Top Myths about ISDS

Myth #1: ISDS is secretive and lacks transparency.
The all-too common image that ISDS critics conjure of arbitration panels is of “secret courts” adjudicating on behalf of big corporations around the world. In fact, the system has come a long way in recent times in achieving transparency and openness. Most legal documents and arbitral awards are posted online for the public to see. The United Nations Commission on International Trade Law adopted new rules to ensure transparency and openness in proceedings back in 2013. Tribunals are also increasingly open to interested civil society groups through the submission of amicus curiae briefs so that labour, NGO, and environmental organizations can contribute to important arbitral decisions. The NAFTA parties even mandated that tribunals accept submissions from third-parties with an interest in the case.

Myth #2: ISDS undermines important social and environmental protections.
Another positive development in ISDS is the increasing prevalence of provisions in trade agreements that encourage corporate social responsibility and stipulate that treaties should not be interpreted to diminish social and environmental protections. The Canada-Peru FTA, for instance, makes clear that it is “inappropriate to encourage investment by relaxing domestic health, safety or environmental measures.”

This myth also indicates a poor knowledge of international investment law jurisprudence. Tribunals are highly deferential to the right of states to regulate and arbitrators have cited states’ duties under international agreements to protect the environment and indigenous peoples rights in their decisions.

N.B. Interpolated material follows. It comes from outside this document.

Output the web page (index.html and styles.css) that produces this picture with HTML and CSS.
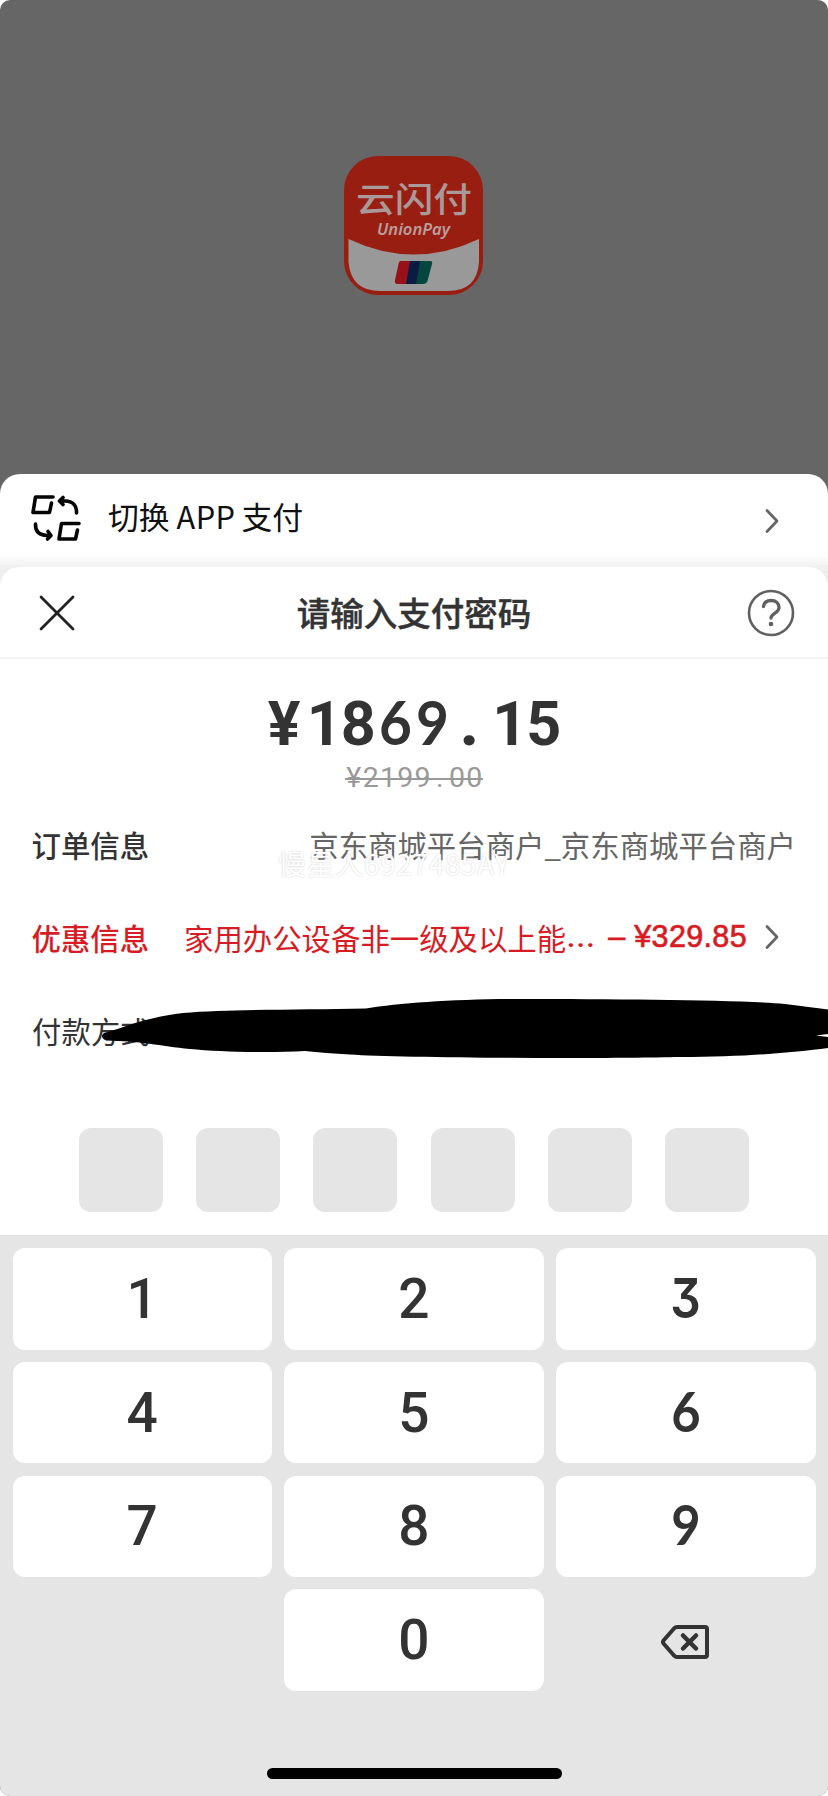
FILE: index.html
```html
<!DOCTYPE html>
<html lang="zh-CN">
<head>
<meta charset="utf-8">
<title>支付</title>
<link rel="stylesheet" href="styles.css">
</head>
<body>
<div class="screen">
  <header class="backdrop">
    <svg class="logo" viewBox="0 0 140 140">
      <rect width="139" height="139" rx="34" fill="#991e12"/>
      <path d="M4.500 83Q70 114 135 83V106Q133 135 104 135H36Q7 135 4.500 106Z" fill="#999"/>
      <path d="M57 105H69L63 128H54Q50 128 51 124L54.500 108Q55 105 57 105Z" fill="#981018"/>
      <path d="M66 105H77L73 128H62Z" fill="#0a1c44"/>
      <path d="M76 105H86Q89 105 88 108L83.500 125Q82.500 128 79 128H72Z" fill="#05463e"/>
      <text class="logo-cn" x="12" y="55.500" textLength="116" lengthAdjust="spacingAndGlyphs">云闪付</text>
      <text class="logo-en" x="33" y="79" textLength="73" lengthAdjust="spacingAndGlyphs">UnionPay</text>
    </svg>
  </header>
  <section class="switch">
    <svg class="switch-icon" viewBox="0 0 50 48" fill="none" stroke="#050505" stroke-width="3.600" stroke-linecap="round" stroke-linejoin="round">
      <path d="M22 3H4.500L2 18.500H18.500L20.500 9"/>
      <path d="M48 29.500H30.500L28 45H44.500L46.500 36"/>
      <path d="M45.500 19Q46 7.500 34 7H30M32 3.500L28.500 7L32 10.500"/>
      <path d="M4.500 30Q4 41 16 41.500H20M17 37.500L20 41.500L16.500 45"/>
    </svg>
    <span class="switch-text">切换<span class="app">APP</span>支付</span>
    <svg class="chevron" viewBox="0 0 16 26"><path d="M3 2.500L13 13L3 23.500"/></svg>
  </section>
  <main class="sheet">
    <div class="titlebar">
      <svg class="close" viewBox="0 0 36 36"><path d="M2 2L34 34M34 2L2 34"/></svg>
      <h1>请输入支付密码</h1>
      <svg class="help" viewBox="0 0 48 48" fill="none" stroke="#606060">
        <circle cx="24" cy="24" r="22" stroke-width="2.600"/>
        <path d="M16.500 17.500C17 13 20 11.500 24 11.500C29 11.500 32 14.500 32 18.500C32 24 24 24.500 24 29" stroke-width="3.300" stroke-linecap="round"/>
        <circle cx="24" cy="35" r="2.300" fill="#606060" stroke="none"/>
      </svg>
    </div>
    <div class="price"><i>¥</i><i class="one">1</i><i>8</i><i class="lato">6</i><i class="lato">9</i><i class="dot">.</i><i class="one">1</i><i>5</i></div>
    <div class="old"><i>¥</i><i>2</i><i>1</i><i>9</i><i>9</i><i>.</i><i>0</i><i>0</i></div>
    <div class="rows">
      <div class="row"><b>订单信息</b><span class="merchant">京东商城平台商户_京东商城平台商户</span>
        <span class="watermark">慢星人6927485AY</span></div>
      <div class="row red"><b>优惠信息</b><span class="promo">家用办公设备非一级及以上能<span class="ellipsis">…</span></span><span class="off">– ¥329.85</span>
        <svg class="chevron" viewBox="0 0 16 26"><path d="M3 2.500L13 13L3 23.500"/></svg></div>
      <div class="row"><span class="pay">付款方式</span>
        <svg class="scribble" viewBox="100 995 728 66"><path d="M104 1033C118 1030 145 1017 183 1013C230 1009 300 1010 366 1008.500C400 1003 455 999 520 999C620 999 740 1000 785 1004Q810 1007 828 1009.500V1034L816 1035.500L828 1037V1048C790 1053 740 1057 680 1057C600 1059 400 1058 350 1054.500Q325 1053 305 1051C270 1053 220 1052 190 1049C160 1046 140 1041 106 1040.500Q99 1037 104 1033Z"/></svg></div>
    </div>
    <div class="pin"><span></span><span></span><span></span><span></span><span></span><span></span></div>
  </main>
  <div class="keypad">
    <div class="keys">
      <button>1</button><button>2</button><button><span class="flat">3</span></button>
      <button>4</button><button>5</button><button><span class="lato">6</span></button>
      <button>7</button><button>8</button><button><span class="lato">9</span></button>
      <span></span><button>0</button>
      <div class="delete"><svg viewBox="0 0 48 34" fill="none" stroke="#333" stroke-linecap="round" stroke-linejoin="round"><path d="M16 2H44Q46 2 46 4V30Q46 32 44 32H16Q14.500 32 13 30.500L2.500 18.500Q1.500 17 2.500 15.500L13 3.500Q14.500 2 16 2Z" stroke-width="4"/><path d="M22 10.500L35 23.500M35 10.500L22 23.500" stroke-width="4.500"/></svg></div>
    </div>
    <div class="home"></div>
  </div>
</div>
</body>
</html>
```
FILE: styles.css
```css
* { box-sizing: border-box; }
body { margin: 0; background: #fff; font-family: "Noto Sans CJK SC", sans-serif; color: #333; }
i { font-style: normal; }
svg { display: block; flex: none; }
.screen { width: 828px; height: 1796px; background: #666; border-radius: 10px; overflow: hidden; display: flex; flex-direction: column; }
.backdrop { height: 474px; flex: none; padding-top: 156px; }
.logo { width: 140px; height: 140px; margin: 0 auto; }
.logo-cn { font-size: 34px; font-weight: 500; fill: #a99a99; }
.logo-en { font: italic 600 16.500px "Noto Sans", sans-serif; fill: #b99f9c; }
.switch { height: 113px; flex: none; margin-bottom: -20px; padding: 0 48px 25px 31px; display: flex; align-items: center; background: linear-gradient(#fff 80px, #eee 96px, #eee); border-radius: 20px 20px 0 0; }
.switch-icon { width: 50px; height: 48px; }
.switch-text { flex: 1; margin: -4px 0 0 27px; font-size: 30.800px; line-height: 44px; color: #111; white-space: nowrap; }
.app { margin: 0 6px 0 7px; letter-spacing: .4px; }
.chevron { width: 16px; height: 26px; fill: none; stroke: #666; stroke-width: 2.800; stroke-linecap: round; stroke-linejoin: round; }
.switch .chevron { margin-top: 6px; }
.sheet { height: 668px; flex: none; background: #fff; border-radius: 20px 20px 0 0; position: relative; }
.titlebar { height: 92px; border-bottom: 2px solid #f3f3f3; display: flex; align-items: center; justify-content: space-between; padding: 2px 33px 0 39px; }
.close { width: 36px; height: 36px; fill: none; stroke: #222; stroke-width: 2.800; stroke-linecap: round; }
h1 { margin: -2px 0 0 6px; font-size: 33.500px; line-height: 48px; font-weight: 500; -webkit-text-stroke: .4px #333; }
.help { width: 48px; height: 48px; }
.price { height: 70px; margin-top: 30px; display: flex; justify-content: center; font: 700 61px/70px Roboto, sans-serif; }
.price i { width: 37.100px; text-align: center; }
.lato { font-family: Lato, sans-serif; }
.price .lato { margin-top: -2px; transform: scaleX(.93); }
.price .one { transform: translateX(3px); }
.price .dot { transform: scale(1.15); transform-origin: 50% 57px; }
.old { width: 138px; height: 34px; margin: 2px auto 0; display: flex; font: 400 28.500px/34px Roboto, sans-serif; color: #999; background: linear-gradient(#999, #999) 0 17px / 100% 2px no-repeat; }
.old i { width: 17.250px; text-align: center; }
.rows { padding: 2px 32px 0; }
.row { height: 93px; display: flex; align-items: center; position: relative; font-size: 29.400px; line-height: 44px; white-space: nowrap; }
.row b { font-weight: 500; margin-left: -.5px; }
.merchant { margin-left: auto; color: #666; font-weight: 400; }
.watermark { position: absolute; left: 246px; top: 46px; font: 400 28px/40px "Noto Sans CJK SC", sans-serif; color: #fff; letter-spacing: .65px; text-shadow: 0 0 2px #ccc; }
.red { color: #d71c24; padding-right: 16px; }
.promo { margin-left: 35px; }
.ellipsis { display: inline-block; height: 44px; vertical-align: top; font-family: Inter, sans-serif; transform: scaleX(1.15); transform-origin: 0 50%; }
.off { margin: -1px 17px 0 auto; font: 400 30.500px/44px "Liberation Sans", sans-serif; letter-spacing: .35px; -webkit-text-stroke: .7px #d71c24; }
.scribble { position: absolute; left: 68px; top: 12px; width: 728px; height: 66px; fill: #000; }
.pin { display: flex; gap: 33.200px; padding: 52px 0 0 79px; }
.pin span { width: 84px; height: 84px; border-radius: 12px; background: #e5e5e5; }
.keypad { flex: 1; background: #e5e5e5; padding: 13px 12.500px 0; }
.keys { display: grid; grid-template-columns: repeat(3, 1fr); grid-auto-rows: 101.500px; gap: 12.300px; }
button { border: 0; border-radius: 12px; background: #fff; color: #333; padding: 0; font: 500 55px/64px Roboto, sans-serif; }
button .lato { display: inline-block; font-weight: 700; transform: translateY(-1.500px) scaleX(.92); }
.flat { display: inline-block; font-family: Inter, sans-serif; font-weight: 600; font-feature-settings: "cv09"; transform: scaleX(.87); }
.delete { display: flex; align-items: center; justify-content: center; padding: 4px 1px 0 0; }
.delete svg { width: 48px; height: 34px; }
.home { width: 295px; height: 11px; margin: 77px auto 0; border-radius: 6px; background: #000; }
```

Most importantly, however, the sovereign right of a state to pass laws and regulations is in no way impeded by ISDS. Arbitral tribunals cannot overrule or overturn any law a state makes. They are only empowered to award monetary damages to foreigners who do business in another country who are subject to injustice.

Myth #3: Arbitrators are biased in favour of investors.
This misconception would be surprising news to the many investors who lose their cases in front of arbitral tribunals. According to the most recent data from the United Nations Conference on Trade and Development, of all ISDS cases finalized so far 37% have been won by the respondent state, 28% were settled, and only 25% were won by the claimant investor. Hardly the mark of a skewed system under the control of shadowy corporate stooges.

Myth #4: ISDS allows for big corporations to sue governments.

This myth rests on a half-truth in that dispute resolution clauses in international trade agreements do allow for investors to seek compensation in front of an arbitral panel. But the reality is that in any liberal democratic society, people have the right to sue the government when they think the government has done something illegal. Judicial review is (or at least should be!) an uncontroversial mechanism in any democracy. It should not be (and I don’t think it is) a controversial proposal that states should not be able to do whatever they want — rather, they are constrained to act within the law.

ISDS simply transplants a familiar feature of democratic governance (judicial review) to an international arena.